A group of scientists aiming to imitate the life-extending qualities created by a chemical found in dark chocolate and red wine say they have figured out how this compound functions – and its ability to fight diabetes, obesity, and even some cancers.

This groundbreaking research was published in the journal Science on Friday, and could pave the way for medicine that could mimic resveratrol – a compound that pharmaceutical industries have spent millions of dollars attempting to explore how it can be used to improve the body’s defenses against aging and disease.

The study was led by Harvard geneticist David Sinclair, and revealed a link between a group of enzymes called sirtuins – which trigger proteins that regenerate cells – and resveratrol.

This link could open doors to a new design of resveratrol-related drugs. Sinclair explained, “Ultimately, these drugs would treat one disease, but unlike drugs of today, they would prevent 20 others. In effect, they would slow aging.”

The target enzyme, SIRT1, goes into action on its own via exercise and calorie restriction, but it can also be improved through activators.

The most common naturally-active trigger is resveratrol – small amounts of which are found in red wine – however, more powerful synthetic activators are currently being created.

Until recently, the basic science surrounding resveratrol had been called into question, despite over a decade of extensive research on this topic. There have already been significant results in some trials with implications for:

Professor Sinclair explains:

“In the history of pharmaceuticals, there has never been a drug that tweaks an enzyme to make it run faster.”

The technology was bought by the pharmaceutical company GlaxoSmithKline in 2008. Now, four thousand synthetic activators have been created – 100 times as potent as one glass of red wine – three of which are currently in human trials.

Sinclair says, “Our drugs can mimic the benefits of diet and exercise, but there is no impact on weight.”

There have been a few trials in people with type 2 diabetes as well as psoriasis. Scientists saw improvements to metabolism in the first group and a decrease in skin redness in the second. The drugs can be given topically (applied to the skin) or orally.
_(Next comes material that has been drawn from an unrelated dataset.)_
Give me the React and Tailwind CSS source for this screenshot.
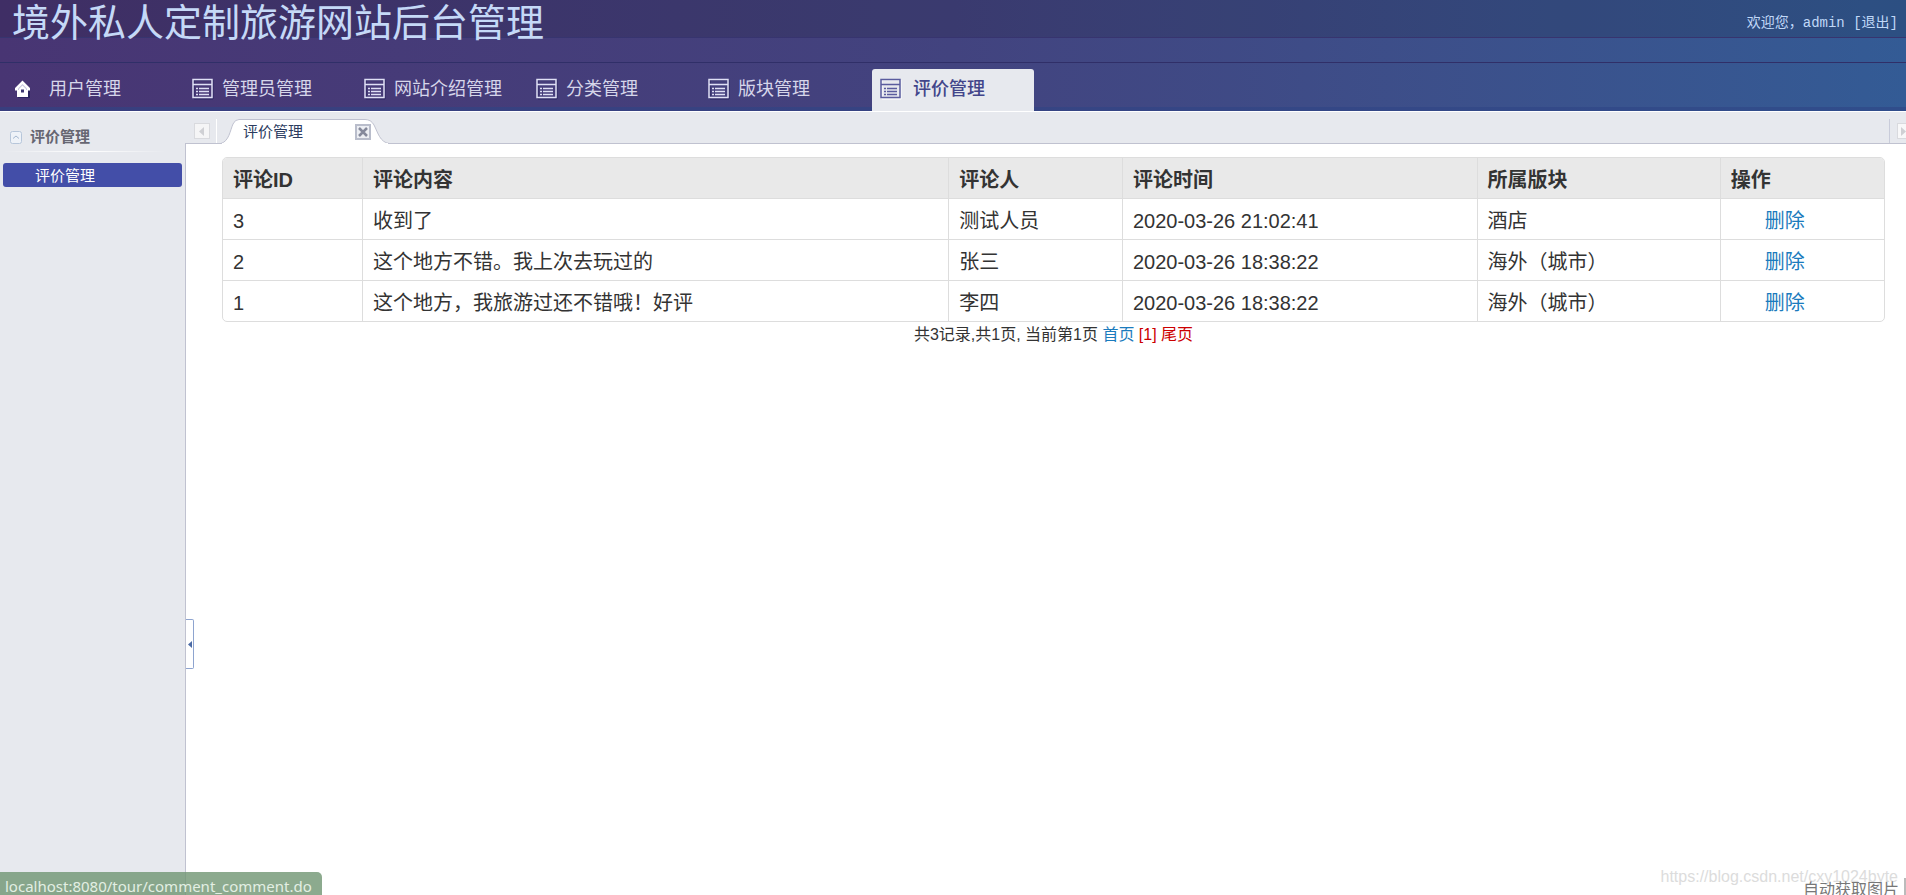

Professor Sinclair points out that these drugs could potentially be taken as preventive medicine – the same way statins are prescribed to prevent cardiovascular disease.

In a trial using mice, scientists found that overweight mice given synthetic resveratrol were able to run twice as fast as skinny mice, and lived 15 percent longer.

Sinclair concluded:

“Now we are looking at whether there are benefits for those who are already healthy. Things there are also looking promising. We’re finding that aging isn’t the irreversible affliction that we thought it was. Some of us could live to 150, but we won’t get there without more research.”